Heutzutage gibt es jährlich sechs 15-tägige Turniere, die für alle professionellen Sumôtori verpflichtend sind.

Name
Hatsu-Basho
Haru-Basho
Natsu-Basho
Nagoya-Basho
Aki-Basho
Kyûshû-Basho
Termin
im Januar
im März
im Mai
im Juli
im September
im November
Ort
Tôkyô
Ôsaka
Tôkyô
Nagoya
Tôkyô
Fukuoka

Symbole und Zeremonien

Den ursprünglich religiösen Charakter des Sumô, der hier exemplarisch beschrieben wird, kann man noch heute an der Ausstattung des Kampfplatzes erkennen. Über dem Kampfplatz (dohyô), hängt ein Dach in Form eines Shintô-Schreins, es soll die Aufrichtigkeit der Kämpfer demonstrieren. Der dohyô ist ein quadratischer Raum (30 qm, 61 cm hoch) mit einem Ring aus Reissäcken (4,57 m Durchmesser). Er hat ebenfalls Symbolcharakter: Die viereckige Begrenzung stellt das Weltall dar, der innere Kreis unsere Welt. Die dicken, farbigen Kordeln, die an den Dachecken befestigt sind, entsprechen den Himmelsrichtungen und Jahreszeiten. So steht die schwarze Kordel im Norden für den Winter, blau im Osten für den Frühling. Die rote hängt im Süden und versinnbildlicht den Sommer, weiß im Westen den Herbst.
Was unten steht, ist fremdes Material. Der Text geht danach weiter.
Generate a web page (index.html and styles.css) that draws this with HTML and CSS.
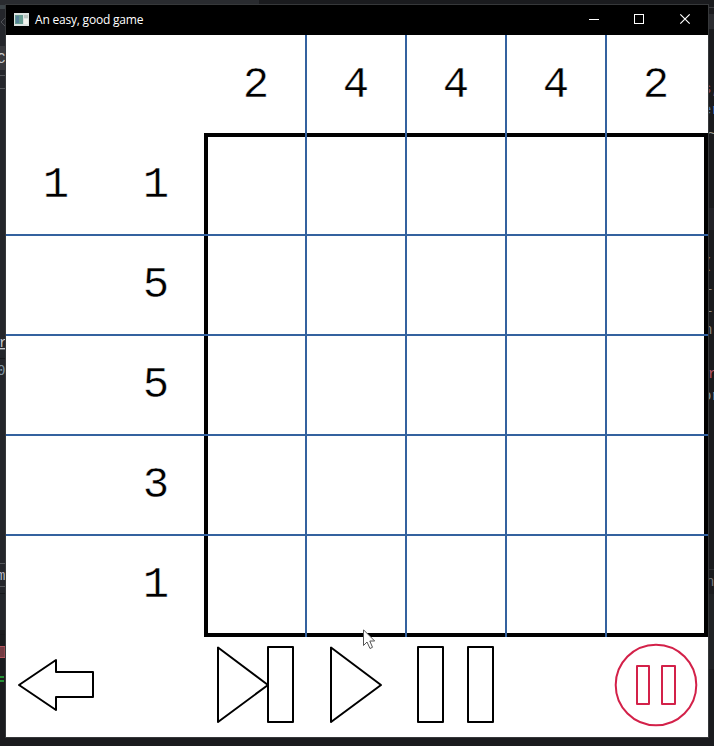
FILE: index.html
```
<!DOCTYPE html>
<html lang="en">
<head>
<meta charset="utf-8">
<title>An easy, good game</title>
<link rel="stylesheet" href="styles.css">
</head>
<body>
<svg class="desktop" width="714" height="746" viewBox="0 0 714 746" aria-hidden="true">
  <rect width="714" height="746" fill="#1a1b1e"/>
  <rect width="259" height="5" fill="#292b2f"/>
  <rect y="5" width="6" height="625" fill="#24262b"/>
  <rect y="5" width="6" height="4" fill="#3c4448"/>
  <rect y="46" width="6" height="24" fill="#38393d"/>
  <path d="M0 75.500h6M0 88.500h6M0 563.500h6M0 586.500h6" stroke="#54575b"/>
  <path d="M0 358.500h6M0 593.500h6M0 634.500h6" stroke="#17181b"/>
  <path d="M5 18L1 22L5 26" fill="none" stroke="#505257"/>
  <rect x="-1" y="646.500" width="6" height="11" fill="#743c43" stroke="#b4545c"/>
  <path d="M0 677h4M0 681h4" stroke="#28b83c" stroke-width="1.500"/>
  <rect x="708" y="14" width="6" height="15" fill="#2b2c30"/>
  <path d="M708 7.500h6" stroke="#3b3c40"/>
  <rect x="708" y="208" width="6" height="22" fill="#222227"/>
  <path d="M708 569.500h6M708 634.500h6" stroke="#2d2f32"/>
  <rect x="708" y="594" width="6" height="75" fill="#202225"/>
  <g class="code">
    <text x="-3" y="63" fill="#c8cacd">C</text>
    <text x="-1" y="347" fill="#c8cacd" text-decoration="underline">r</text>
    <text x="-3" y="375" fill="#8296a4">0</text>
    <text x="-3" y="580" fill="#b9bbc8">m</text>
    <text x="703" y="93" fill="#985564">s,</text>
    <text x="703" y="114" fill="#527bb8">er</text>
    <text x="708" y="138" fill="#a2a294">~</text>
    <text x="704" y="268" fill="#8b8178">(</text>
    <text x="704" y="290" fill="#8b8984">L'</text>
    <text x="704" y="312" fill="#8b8984">L'</text>
    <text x="704" y="334" fill="#8b8984">n</text>
    <text x="708" y="378" fill="#b85566">r</text>
    <text x="703" y="400" fill="#8798a2">or</text>
    <text x="706" y="586" fill="#77797c">n</text>
  </g>
</svg>
<main class="window">
  <header class="titlebar">
    <svg class="app-icon" width="15" height="13" viewBox="0 0 15 13">
      <rect width="15" height="13" fill="#dce3e1"/>
      <rect x="1" y="2" width="8" height="9" fill="#659c91"/>
      <rect x="2" y="3" width="3" height="7" fill="#588198"/>
      <rect x="10" y="2" width="4" height="3" fill="#bbc5c0"/>
      <rect x="10" y="6" width="4" height="5" fill="#f2f4ee"/>
    </svg>
    <h1 class="title">An easy, good game</h1>
    <svg class="controls" width="138" height="30" viewBox="0 0 138 30" fill="none" stroke="#fff">
      <path d="M19 14.500h10"/>
      <rect x="64.500" y="9.500" width="9" height="9"/>
      <path d="M110.300 9.300l9.400 9.400M119.700 9.300l-9.400 9.400" stroke-width="1.200"/>
    </svg>
  </header>
  <section class="board">
    <div class="row"><span></span><span></span><span>2</span><span>4</span><span>4</span><span>4</span><span>2</span></div>
    <div class="row"><span>1</span><span>1</span></div>
    <div class="row"><span></span><span>5</span></div>
    <div class="row"><span></span><span>5</span></div>
    <div class="row"><span></span><span>3</span></div>
    <div class="row"><span></span><span>1</span></div>
    <svg class="lines" width="702" height="602" viewBox="0 0 702 602" fill="none">
      <rect x="200" y="100" width="500" height="500" stroke="#000" stroke-width="4"/>
      <path d="M300 0V602M400 0V602M500 0V602M600 0V602M0 200H702M0 300H702M0 400H702M0 500H702" stroke="#34629f" stroke-width="2"/>
    </svg>
  </section>
  <footer class="toolbar">
    <svg width="702" height="100" viewBox="6 637 702 100" fill="none" stroke="#000" stroke-width="2" stroke-linejoin="round">
      <path d="M19 685L56 660V672H93V697H56V710Z"/>
      <path d="M218 647.500V722L268 685Z"/>
      <rect x="268" y="647" width="25" height="75"/>
      <path d="M331 647.500V722L381 685Z"/>
      <rect x="418" y="647" width="25" height="75"/>
      <rect x="468" y="647" width="25" height="75"/>
      <g stroke="#d32149">
        <circle cx="656" cy="685" r="40.300"/>
        <rect x="637" y="666" width="12" height="38"/>
        <rect x="662" y="666" width="13" height="38"/>
      </g>
    </svg>
  </footer>
</main>
<svg class="cursor" width="14" height="21" viewBox="0 0 14 21">
  <path d="M.5 .8V16.500L4 13L7 19.500L9.500 18.300L6.800 12H11.700Z" fill="#fff" stroke="#555" stroke-width="1"/>
</svg>
</body>
</html>
```
FILE: styles.css
```
* {
  box-sizing: border-box;
}

body {
  margin: 0;
  width: 714px;
  height: 746px;
  overflow: hidden;
  background: #1a1b1e;
}

svg {
  display: block;
}

.desktop {
  position: absolute;
  inset: 0;
}

.code {
  font: 14px "Liberation Mono", monospace;
}

.window {
  position: relative;
  width: 704px;
  height: 734px;
  margin: 4px 0 0 5px;
  border: 1px solid #36383a;
  background: #fff;
}

.titlebar {
  display: flex;
  align-items: center;
  height: 30px;
  padding-left: 8px;
  background: #000;
  color: #fff;
}

.app-icon {
  margin-bottom: 2px;
}

.title {
  margin: 0 auto 0 6px;
  font: 12px/30px "Open Sans", sans-serif;
  letter-spacing: -0.2px;
}

.board {
  position: relative;
  height: 602px;
}

.row {
  display: grid;
  grid-template-columns: repeat(7, 100px);
  height: 100px;
  font: 44px/100px "Liberation Mono", monospace;
  text-align: center;
  color: #000;
  -webkit-text-stroke: 0.4px #fff;
}

.lines {
  position: absolute;
  top: 0;
  left: 0;
}

.toolbar {
  height: 100px;
}

.cursor {
  position: absolute;
  left: 363px;
  top: 629px;
}
```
Im Sumô haben bis heute nur für diesen Sport typische Rituale überlebt. Am Tag vor Wettkampfbeginn betreten die Ringer der verschiedenen Hauptgruppen entsprechend ihrem Rang mit der Zeremonie des dohyô-iri den Kampfplatz. Dabei tragen sie keshô-mawashi (zeremonieller Schurz) aus Seide, bestickt mit farbenreichen Mustern. Die Hauptrolle dabei spielen die yokozuna: Nachdem er in die Hände geklatscht hat, um die Aufmerksamkeit der Götter zu erlangen, breitet er seinen Arme aus und seine Hände dreht und zeigt damit, dass er keine Waffen trägt. Danach hebt er erst das eine, dann das andere Bein, setzt sie wieder mit einem Stampfen auf, um damit alles Böse vom dohyô zu vertreiben. Dann folgt der nächste yokozuna.

Ein wichtiger Bestandteil sind die Reinigungsrituale shikiri-naoshi, die jeder Ringer vor dem eigentlichen Kampf vollzieht. Dazu gehört das Verstreuen von Salz. Salz ist ein Symbol der Reinlichkeit, von dem man sagt, es habe die Kraft, böse Geister zu verjagen. Der Mund wird mit Wasser ausgespült und die Achseln vom Schweiß gereinigt. Danach gehen beide Ringer in die Mitte, hocken sich breitbeinig gegenüber und beobachten den Gegner. Hintergrund des Ganzen ist, herauszubekommen, welche Techniken der Gegner planen könnte oder den anderen zu täuschen. Außerdem können sich die Kämpfer dabei auch aufwärmen. Und sie versuchen, sich aufeinander einzustellen: sie harmonisieren ihre Bewegungen, kommen zu einer synchronen Atmung.

Jeder Wettkampftag wird mit dem „Bogentanz“ beendet (yumitori-shiki). Ein Ringer aus der dritten Hauptgruppe betritt den Ring, bekommt vom Schiedsrichter einen Bogen und vollführt den Tanz, indem er den Bogen herumwirbelt. Diese Zeremonie stammt aus dem 16. Jahrhundert, als ein Gewinner einen Bogen als Preis bekam und seine Zufriedenheit mit dem Bogentanz ausdrückte.